Dr. Ward evidently felt, if you can’t stop them, help them, and in 1970, published his "how-to" book, Programmed Instruction for Theological Education by Extension (CAMEO, 1970).
Thus from the beginning, both in the workshops and in the literature produced, programmed instruction has been presented, if not as the only way to insure cognitive input in theological education by extension, at least as the ideal.

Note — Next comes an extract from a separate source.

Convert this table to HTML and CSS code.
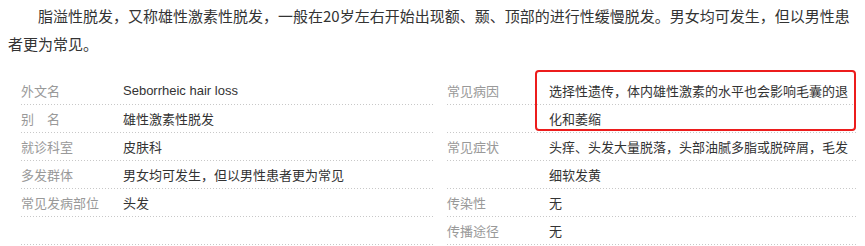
FILE: index.html
```html
<!DOCTYPE html>
<html lang="zh-CN">
<head>
    <meta charset="UTF-8">
    <meta name="viewport" content="width=device-width, initial-scale=1.0">
    <title>脂溢性脱发</title>
    <link rel="stylesheet" href="styles.css">
</head>
<body>
    <div class="lemma-summary">
        <p>脂溢性脱发，又称雄性激素性脱发，一般在20岁左右开始出现额、颞、顶部的进行性缓慢脱发。男女均可发生，但以男性患者更为常见。</p>
    </div>

    <div class="basic-info">
        <div class="info-col">
            <dl class="info-item">
                <dt><span class="line">外文名</span></dt>
                <dd><span class="line latin">Seborrheic hair loss</span></dd>
            </dl>
            <dl class="info-item">
                <dt><span class="line">别　名</span></dt>
                <dd><span class="line">雄性激素性脱发</span></dd>
            </dl>
            <dl class="info-item">
                <dt><span class="line">就诊科室</span></dt>
                <dd><span class="line">皮肤科</span></dd>
            </dl>
            <dl class="info-item">
                <dt><span class="line">多发群体</span></dt>
                <dd><span class="line">男女均可发生，但以男性患者更为常见</span></dd>
            </dl>
            <dl class="info-item">
                <dt><span class="line">常见发病部位</span></dt>
                <dd><span class="line">头发</span></dd>
            </dl>
            <dl class="info-item">
                <dt><span class="line"></span></dt>
                <dd><span class="line"></span></dd>
            </dl>
        </div>

        <div class="info-col">
            <dl class="info-item">
                <dt><span class="line">常见病因</span><span class="line"></span></dt>
                <dd class="marked">
                    <span class="line">选择性遗传，体内雄性激素的水平也会影响毛囊的退</span>
                    <span class="line">化和萎缩</span>
                </dd>
            </dl>
            <dl class="info-item">
                <dt><span class="line">常见症状</span><span class="line"></span></dt>
                <dd>
                    <span class="line">头痒、头发大量脱落，头部油腻多脂或脱碎屑，毛发</span>
                    <span class="line">细软发黄</span>
                </dd>
            </dl>
            <dl class="info-item">
                <dt><span class="line">传染性</span></dt>
                <dd><span class="line">无</span></dd>
            </dl>
            <dl class="info-item">
                <dt><span class="line">传播途径</span></dt>
                <dd><span class="line">无</span></dd>
            </dl>
        </div>
    </div>
</body>
</html>
```

FILE: styles.css
```css
body {
    font-family: "Noto Sans CJK SC", "Liberation Sans", sans-serif;
    margin: 2px 8px 0;
    padding: 0;
    background-color: #fff;
    color: #333;
}
.lemma-summary p {
    margin: 0 0 19px;
    font-size: 15px;
    line-height: 28px;
    text-indent: 2em;
}
.basic-info {
    display: grid;
    grid-template-columns: 426px 1fr;
    font-size: 13px;
}
.info-item {
    display: flex;
    margin: 0;
}
.info-item dt {
    width: 115px;
    padding-left: 13px;
    box-sizing: border-box;
    color: #999;
    flex-shrink: 0;
}
.info-item dd {
    flex: 1;
    margin: 0;
    color: #333;
}
.line {
    display: block;
    height: 28px;
    line-height: 28px;
    white-space: nowrap;
    /* dotted rule under every line */
    background-image: linear-gradient(to right, #c8c8c8 1px, transparent 1px);
    background-size: 3px 1px;
    background-repeat: repeat-x;
    background-position: left bottom;
}
.latin {
    font-family: "Liberation Sans", "Noto Sans CJK SC", sans-serif;
}
.marked {
    position: relative;
}
.marked::after {
    content: "";
    position: absolute;
    top: -7px;
    left: -14px;
    right: 1px;
    bottom: 2px;
    border: 2px solid #ec1c1c;
    border-radius: 4px;
}
```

In the Wheaton workshop (1968), Peter Wagner presented a time chart for the production of the programmed intertexts. He estimated that it would take between one and a half to three years to produce each text, after having found the author,4 and most of the authors had already been found.` However, in the Primer, published three years later, in 1971, he admits that only one intertext had been published and this was in a preliminary form.6
Yet everyone assumes that a plan presented in at least two books will be completed. So today, people outside of TEE assume the existence and the usage of good programmed textbooks, while people within the movement continue struggling to produce their own materials.
BANDWAGON MENTALITY
A second reason that the myth of programmed instruction in theological education by extension continues is the presence of what might best be called the let’s-get-on-the-band-wagon mentality.
In addition to the marriage of programmed instruction with theological education by extension, two general tendencies in the Wheaton workshop 1968) bothered me. First, every program that was being carried on outside the walls of an existing resident institute was called an extension seminary. Programs had not been changed, they had merely been renamed. Secondly, anything mimeographed for homework was called programmed instruction. It seemed to me that a new definition of programmed textbooks was covertly adopted: Any workbook with an answer sheet.

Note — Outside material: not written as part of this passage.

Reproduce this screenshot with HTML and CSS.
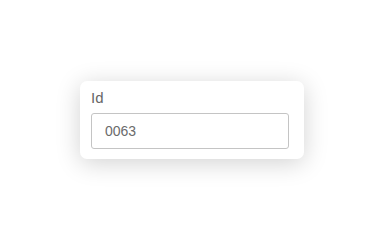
FILE: index.html
```html
<!DOCTYPE html>
<html>
<head>
<meta charset="utf-8">
<link rel="stylesheet" href="styles.css">
</head>
<body>
<div class="page">
  <div class="card">
    <label class="label" for="id">Id</label>
    <input class="field" id="id" type="text" value="0063">
  </div>
</div>
</body>
</html>
```
FILE: styles.css
```css
html, body {
  margin: 0;
  padding: 0;
  background: #ffffff;
}
.page {
  width: 384px;
  height: 239px;
  display: flex;
  align-items: center;
  justify-content: center;
}
.card {
  box-sizing: border-box;
  width: 224px;
  height: 78px;
  padding: 8px 15px 10px 11px;
  background: #ffffff;
  border-radius: 7px;
  box-shadow: 0 4px 24px rgba(0, 0, 0, 0.18);
  display: flex;
  flex-direction: column;
  font-family: "Liberation Sans", Arial, sans-serif;
}
.label {
  font-size: 15px;
  line-height: 18px;
  color: #666666;
  margin-bottom: 6px;
}
.field {
  box-sizing: border-box;
  width: 198px;
  height: 36px;
  margin: 0;
  padding: 0 13px;
  border: 1px solid #c4c4c4;
  border-radius: 3px;
  font-family: "Liberation Sans", Arial, sans-serif;
  font-size: 14px;
  color: #6b6b6b;
  background: #ffffff;
  outline: none;
}
```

Wagner has helped to perpetuate this myth by doing just that, by calling workbooks programmed instruction. In the Wheaton workshop it was asked:
Question: Would you start an extension program if you had only four to six courses of programmed texts, or would you have to wait until you got all 15 programmed texts?
Wagner: I think this again depends on the urgency of the situation….One thing that got all these 15 Books produced in Guatemala was because they were teaching these courses and every new course came up and they had to produce the books to get them out (italics mine).7
The impression is given here that the early 15 texts from Guatemala were programmed.
Three years later he wrote:
By now it has become clear that programmed materials are even more than a cog in the wheel of the extension seminary, they are really the bearings that keep the whole machine running smoothly. Furthermore, preparing the programmed materials is by far the most difficult aspect of extension theological education.
The faculty of the Presbyterian Seminary in Guatemala deserve heroes’ medals for accomplishing the gargantuan task of preparing a whole curriculum of materials for their seminary between the years of 1962 and 1968. As they tell it now, those years of preparing the lessons week after week, living under the shadow of relentless, mind-crushing deadlines, writing and mimeographing programmed materials the whole night to be ready to travel to the centers the next day, were the most difficult of their ministries from the standpoint of sheer labor (italics mine).8
Since I find it extremely difficult to believe that Wagner has never looked at the early Guatemalan materials, I must conclude that he is calling any mimeographed homework programmed materials, because it is very obvious to anyone who has glanced at their early material that it was not programmed. It didn’t even have answer sheets!
I agree wholeheartedly that those men deserve heroes’ medals for all the work they did in those years, also for being willing to chart new ground for all of us, but this does not mean that we should call their early products programmed texts. This may make history conform with the ideal, but not with reality.
NO WIDESPREAD USE
The reality is that although programmed instruction has been and perhaps still is the ideal, it his not had any widespread use in the extension seminary programs in Latin America. The lack of trained programmers in theological education, the fact that the authors of the proposed texts have undoubtedly found the task more difficult than anyone imagined, and the demand that the work go forward anyway have all contributed to this.
So what? Is it worth the time end effort to demythologize? I think it is. I have three reasons for doing it.
First, if I am entirely wrong, if there are truly programmed materials available in Spanish, I would like to know about them. I’d like to hear a progress report from the intertext project.
Second, since the myth is being perpetuated by men who have not been involved in the actual programs for a number of years, I hope that those who are involved will begin to share with us both their successes and their failures. I suspect that their experience has been somewhat like mine. I compare what I am doing with the literature on TEE and fall far short of the ideal. So I hide my failures and fail to discuss my apparently unique problems. Let’s honestly and openly tell it like it really is now. Third, there is a wealth of good books available in Spanish. Our workers at every level need to become aware of them and need to be trained to use them. I’m not sure that a fully programmed curriculum is the ideal. I would rather see an idea mentioned by Dr. Ted Ward developed. He wrote:
When programmed instruction is used in conjunction with a standard textbook, it is strongly suggested that the programmed instruction ire selfcontained, dealing with the most important points of the textbook’s chapter and designed to make the learner a more understanding reader of the chapter.9
To me, the ideal is programmed introductions to standard textbooks, so that each worker indeed learns to study on his own.
Endnotes
1. Ralph D. Winter, ed., Theological Education by Extension (South Pasadena, Calif.: William Carey Library, 1969), p. 151.
2. Ibid., p. 315.
3. Ibid., p. 319.
4. Ibid., p. 294.
5. Ibid., p. 293.
6. Ralph B. Covell and C. Peter Wagner, An Extension Seminary Primer (South Pasadena, Calif.: William Carey Library, 1971), p. 115.
7. Winter, op. cit., pp. 366, 367.
8. Covell and Wagner, op. cit., p. 110.
9. Ted Ward, Programmed Instruction for Theological Education by Extension (CAMEO, 1970), p. 7.